J’aime Thomas ; je respecte la fierté de son âme et la noblesse de son caractère : c’est un homme de beaucoup d’esprit ; c’est un homme de bien ; ce n’est donc pas un homme ordinaire. À en juger par sa Dissertation sur les Femmes[2], il n’a pas assez éprouvé une passion que je prise davantage pour les peines dont elle nous console que pour les plaisirs qu’elle nous donne. Il a beaucoup pensé, mais il n’a pas assez senti. Sa tête s’est tourmentée, mais son cœur est demeuré tranquille. J’aurais écrit avec moins d’impartialité et de sagesse ; mais je me serais occupé avec plus d’intérêt et de chaleur du seul être de la nature qui nous rende sentiment pour sentiment, et qui soit heureux du bonheur qu’il nous fait. Cinq ou six pages de verve répandues dans son ouvrage auraient rompu la continuité de ses observations délicates et en auraient fait un ouvrage charmant.

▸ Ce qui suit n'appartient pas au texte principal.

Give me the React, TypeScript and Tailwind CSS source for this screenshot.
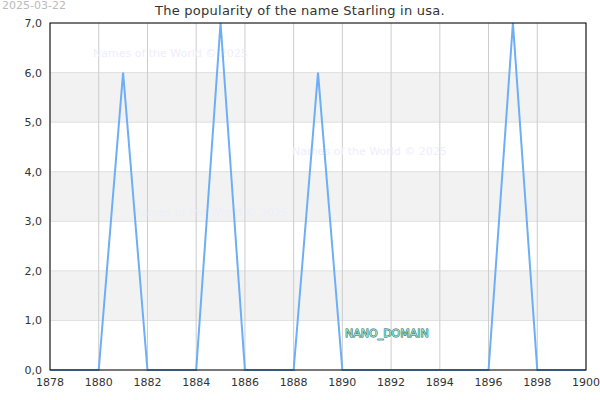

Mais il a voulu que son livre ne fût d’aucun sexe ; et il n’y a malheureusement que trop bien réussi. C’est un hermaphrodite, qui n’a ni le nerf de l’homme ni la mollesse de la femme. Cependant peu de nos écrivains du jour auraient été capables d’un travail où l’on remarque de l’érudition, de la raison, de la finesse, du style, de l’harmonie ; mais pas assez de variété, de cette souplesse propre à se prêter à l’infinie diversité d’un être extrême dans sa force et dans sa faiblesse, que la

  1. Ce morceau se trouve dans la Correspondance littéraire de Grimm, année 1772, avec des changements qu’il s’est permis de faire ; nous ne rapporterons que deux variantes qui nous ont paru mériter quelque intérêt. (Br.) — L’article Sur les Femmes, quoique court, mérite bien d’être distingué des articles de pure critique au jour le jour comme Diderot en fournissait tant à Grimm. Il fait partie de cette série qu’il appelait les petits papiers, « c’est-à-dire les petits chefs-d’œuvre, » ajoute Sainte-Beuve.
  2. Essai sur le caractère, les mœurs et l’esprit des femmes dans les différents siècles. Paris, 1772, in-8o, fig.